Problem requirements:
Leave out the pictures and repeat every record exactly.
:: Provided records ::
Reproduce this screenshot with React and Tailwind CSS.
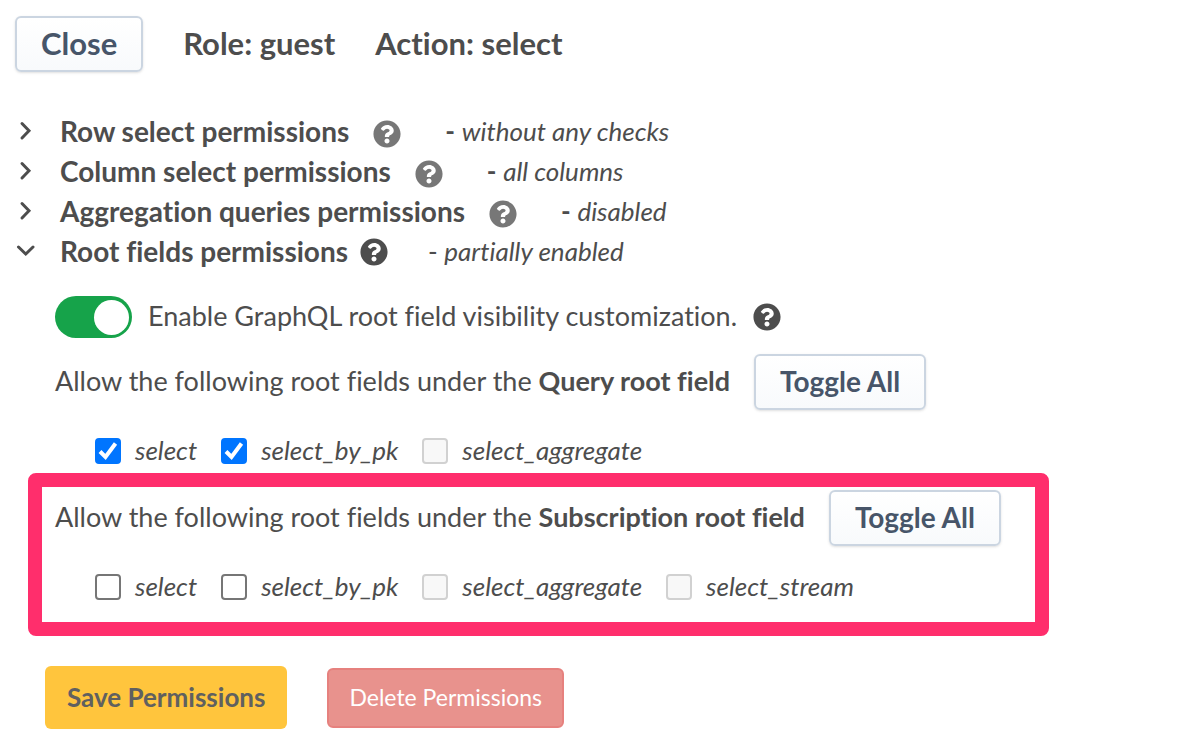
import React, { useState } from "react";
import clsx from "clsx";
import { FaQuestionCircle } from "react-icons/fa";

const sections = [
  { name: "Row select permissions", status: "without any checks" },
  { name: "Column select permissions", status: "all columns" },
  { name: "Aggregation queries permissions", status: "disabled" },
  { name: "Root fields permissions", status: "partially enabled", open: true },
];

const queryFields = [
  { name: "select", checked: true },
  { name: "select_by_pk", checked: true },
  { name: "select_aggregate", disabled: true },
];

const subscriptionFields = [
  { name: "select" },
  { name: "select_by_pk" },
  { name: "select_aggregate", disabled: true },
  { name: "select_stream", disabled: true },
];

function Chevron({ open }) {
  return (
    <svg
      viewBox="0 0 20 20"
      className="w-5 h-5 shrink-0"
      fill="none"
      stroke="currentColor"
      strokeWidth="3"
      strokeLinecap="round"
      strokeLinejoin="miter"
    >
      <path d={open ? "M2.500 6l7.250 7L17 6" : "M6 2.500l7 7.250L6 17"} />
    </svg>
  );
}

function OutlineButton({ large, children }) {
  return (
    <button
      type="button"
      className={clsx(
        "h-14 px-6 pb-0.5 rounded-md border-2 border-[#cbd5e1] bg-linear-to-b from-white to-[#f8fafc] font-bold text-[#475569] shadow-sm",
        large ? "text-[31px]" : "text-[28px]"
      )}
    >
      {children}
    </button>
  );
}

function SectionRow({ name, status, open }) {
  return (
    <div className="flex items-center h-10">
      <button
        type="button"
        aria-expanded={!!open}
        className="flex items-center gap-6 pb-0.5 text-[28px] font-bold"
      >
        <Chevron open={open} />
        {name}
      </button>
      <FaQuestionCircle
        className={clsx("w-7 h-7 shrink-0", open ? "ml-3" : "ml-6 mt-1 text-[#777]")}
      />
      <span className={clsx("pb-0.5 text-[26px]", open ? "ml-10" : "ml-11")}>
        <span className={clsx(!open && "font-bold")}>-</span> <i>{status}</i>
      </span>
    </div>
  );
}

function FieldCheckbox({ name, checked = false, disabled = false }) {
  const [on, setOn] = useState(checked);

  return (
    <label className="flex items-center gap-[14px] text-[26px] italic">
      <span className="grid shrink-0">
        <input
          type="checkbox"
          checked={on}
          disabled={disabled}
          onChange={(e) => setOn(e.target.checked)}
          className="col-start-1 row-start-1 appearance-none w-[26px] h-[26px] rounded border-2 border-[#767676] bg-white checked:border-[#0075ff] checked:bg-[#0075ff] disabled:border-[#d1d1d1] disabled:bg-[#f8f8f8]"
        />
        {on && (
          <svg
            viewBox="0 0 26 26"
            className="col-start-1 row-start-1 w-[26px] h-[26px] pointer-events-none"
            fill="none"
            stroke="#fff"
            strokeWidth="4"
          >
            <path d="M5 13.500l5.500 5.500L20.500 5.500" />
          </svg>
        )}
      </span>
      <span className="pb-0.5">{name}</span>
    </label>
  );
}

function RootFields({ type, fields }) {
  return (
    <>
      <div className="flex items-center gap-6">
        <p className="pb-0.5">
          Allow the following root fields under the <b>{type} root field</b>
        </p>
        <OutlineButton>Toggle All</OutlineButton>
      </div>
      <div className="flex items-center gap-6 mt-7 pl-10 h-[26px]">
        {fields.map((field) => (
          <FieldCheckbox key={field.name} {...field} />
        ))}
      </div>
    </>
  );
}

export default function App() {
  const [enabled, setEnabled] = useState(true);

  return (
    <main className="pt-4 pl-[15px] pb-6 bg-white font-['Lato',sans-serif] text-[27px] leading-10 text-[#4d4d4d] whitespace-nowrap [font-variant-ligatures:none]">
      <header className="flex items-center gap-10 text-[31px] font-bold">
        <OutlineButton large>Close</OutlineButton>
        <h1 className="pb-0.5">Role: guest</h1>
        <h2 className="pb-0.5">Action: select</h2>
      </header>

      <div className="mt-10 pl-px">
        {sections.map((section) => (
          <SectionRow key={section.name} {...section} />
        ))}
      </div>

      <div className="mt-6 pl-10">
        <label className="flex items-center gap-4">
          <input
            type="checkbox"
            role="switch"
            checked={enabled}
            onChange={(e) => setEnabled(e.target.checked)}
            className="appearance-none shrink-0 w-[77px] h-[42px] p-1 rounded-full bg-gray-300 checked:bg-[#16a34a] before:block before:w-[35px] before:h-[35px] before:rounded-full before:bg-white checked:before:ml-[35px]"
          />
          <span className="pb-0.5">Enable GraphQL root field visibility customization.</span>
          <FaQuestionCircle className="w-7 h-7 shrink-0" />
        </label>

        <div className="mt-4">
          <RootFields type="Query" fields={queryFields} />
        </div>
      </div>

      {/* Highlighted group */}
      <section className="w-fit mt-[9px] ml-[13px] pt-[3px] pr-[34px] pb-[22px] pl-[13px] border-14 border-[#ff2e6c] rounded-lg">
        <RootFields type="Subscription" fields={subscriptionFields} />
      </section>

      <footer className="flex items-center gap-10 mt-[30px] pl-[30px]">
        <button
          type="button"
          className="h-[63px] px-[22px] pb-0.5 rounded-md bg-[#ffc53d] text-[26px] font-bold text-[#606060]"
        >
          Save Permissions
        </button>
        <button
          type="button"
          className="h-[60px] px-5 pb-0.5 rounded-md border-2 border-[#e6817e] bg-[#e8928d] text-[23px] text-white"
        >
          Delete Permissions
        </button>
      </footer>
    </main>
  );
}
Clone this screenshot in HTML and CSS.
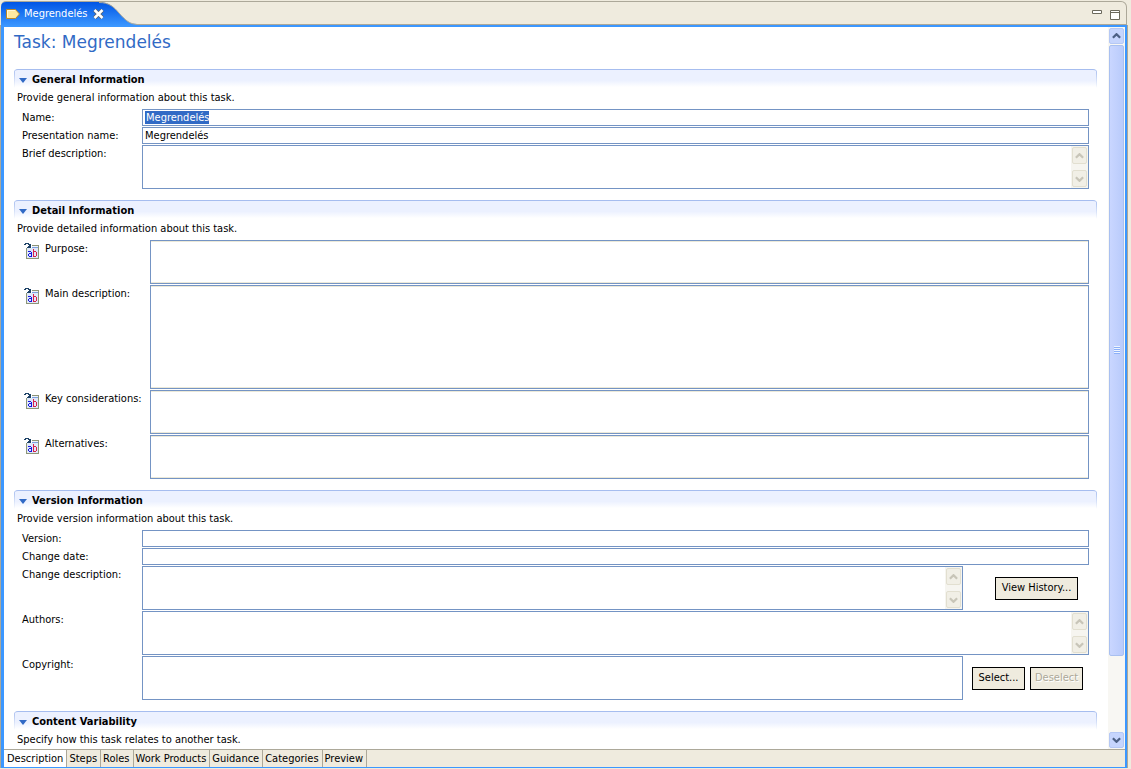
:::
Exercise result:
Reproduce this screenshot with React and Tailwind CSS.
import React, { useState } from "react";
import clsx from "clsx";
import { FaQuestionCircle } from "react-icons/fa";

const sections = [
  { name: "Row select permissions", status: "without any checks" },
  { name: "Column select permissions", status: "all columns" },
  { name: "Aggregation queries permissions", status: "disabled" },
  { name: "Root fields permissions", status: "partially enabled", open: true },
];

const queryFields = [
  { name: "select", checked: true },
  { name: "select_by_pk", checked: true },
  { name: "select_aggregate", disabled: true },
];

const subscriptionFields = [
  { name: "select" },
  { name: "select_by_pk" },
  { name: "select_aggregate", disabled: true },
  { name: "select_stream", disabled: true },
];

function Chevron({ open }) {
  return (
    <svg
      viewBox="0 0 20 20"
      className="w-5 h-5 shrink-0"
      fill="none"
      stroke="currentColor"
      strokeWidth="3"
      strokeLinecap="round"
      strokeLinejoin="miter"
    >
      <path d={open ? "M2.500 6l7.250 7L17 6" : "M6 2.500l7 7.250L6 17"} />
    </svg>
  );
}

function OutlineButton({ large, children }) {
  return (
    <button
      type="button"
      className={clsx(
        "h-14 px-6 pb-0.5 rounded-md border-2 border-[#cbd5e1] bg-linear-to-b from-white to-[#f8fafc] font-bold text-[#475569] shadow-sm",
        large ? "text-[31px]" : "text-[28px]"
      )}
    >
      {children}
    </button>
  );
}

function SectionRow({ name, status, open }) {
  return (
    <div className="flex items-center h-10">
      <button
        type="button"
        aria-expanded={!!open}
        className="flex items-center gap-6 pb-0.5 text-[28px] font-bold"
      >
        <Chevron open={open} />
        {name}
      </button>
      <FaQuestionCircle
        className={clsx("w-7 h-7 shrink-0", open ? "ml-3" : "ml-6 mt-1 text-[#777]")}
      />
      <span className={clsx("pb-0.5 text-[26px]", open ? "ml-10" : "ml-11")}>
        <span className={clsx(!open && "font-bold")}>-</span> <i>{status}</i>
      </span>
    </div>
  );
}

function FieldCheckbox({ name, checked = false, disabled = false }) {
  const [on, setOn] = useState(checked);

  return (
    <label className="flex items-center gap-[14px] text-[26px] italic">
      <span className="grid shrink-0">
        <input
          type="checkbox"
          checked={on}
          disabled={disabled}
          onChange={(e) => setOn(e.target.checked)}
          className="col-start-1 row-start-1 appearance-none w-[26px] h-[26px] rounded border-2 border-[#767676] bg-white checked:border-[#0075ff] checked:bg-[#0075ff] disabled:border-[#d1d1d1] disabled:bg-[#f8f8f8]"
        />
        {on && (
          <svg
            viewBox="0 0 26 26"
            className="col-start-1 row-start-1 w-[26px] h-[26px] pointer-events-none"
            fill="none"
            stroke="#fff"
            strokeWidth="4"
          >
            <path d="M5 13.500l5.500 5.500L20.500 5.500" />
          </svg>
        )}
      </span>
      <span className="pb-0.5">{name}</span>
    </label>
  );
}

function RootFields({ type, fields }) {
  return (
    <>
      <div className="flex items-center gap-6">
        <p className="pb-0.5">
          Allow the following root fields under the <b>{type} root field</b>
        </p>
        <OutlineButton>Toggle All</OutlineButton>
      </div>
      <div className="flex items-center gap-6 mt-7 pl-10 h-[26px]">
        {fields.map((field) => (
          <FieldCheckbox key={field.name} {...field} />
        ))}
      </div>
    </>
  );
}

export default function App() {
  const [enabled, setEnabled] = useState(true);

  return (
    <main className="pt-4 pl-[15px] pb-6 bg-white font-['Lato',sans-serif] text-[27px] leading-10 text-[#4d4d4d] whitespace-nowrap [font-variant-ligatures:none]">
      <header className="flex items-center gap-10 text-[31px] font-bold">
        <OutlineButton large>Close</OutlineButton>
        <h1 className="pb-0.5">Role: guest</h1>
        <h2 className="pb-0.5">Action: select</h2>
      </header>

      <div className="mt-10 pl-px">
        {sections.map((section) => (
          <SectionRow key={section.name} {...section} />
        ))}
      </div>

      <div className="mt-6 pl-10">
        <label className="flex items-center gap-4">
          <input
            type="checkbox"
            role="switch"
            checked={enabled}
            onChange={(e) => setEnabled(e.target.checked)}
            className="appearance-none shrink-0 w-[77px] h-[42px] p-1 rounded-full bg-gray-300 checked:bg-[#16a34a] before:block before:w-[35px] before:h-[35px] before:rounded-full before:bg-white checked:before:ml-[35px]"
          />
          <span className="pb-0.5">Enable GraphQL root field visibility customization.</span>
          <FaQuestionCircle className="w-7 h-7 shrink-0" />
        </label>

        <div className="mt-4">
          <RootFields type="Query" fields={queryFields} />
        </div>
      </div>

      {/* Highlighted group */}
      <section className="w-fit mt-[9px] ml-[13px] pt-[3px] pr-[34px] pb-[22px] pl-[13px] border-14 border-[#ff2e6c] rounded-lg">
        <RootFields type="Subscription" fields={subscriptionFields} />
      </section>

      <footer className="flex items-center gap-10 mt-[30px] pl-[30px]">
        <button
          type="button"
          className="h-[63px] px-[22px] pb-0.5 rounded-md bg-[#ffc53d] text-[26px] font-bold text-[#606060]"
        >
          Save Permissions
        </button>
        <button
          type="button"
          className="h-[60px] px-5 pb-0.5 rounded-md border-2 border-[#e6817e] bg-[#e8928d] text-[23px] text-white"
        >
          Delete Permissions
        </button>
      </footer>
    </main>
  );
}
Clone this screenshot in HTML and CSS.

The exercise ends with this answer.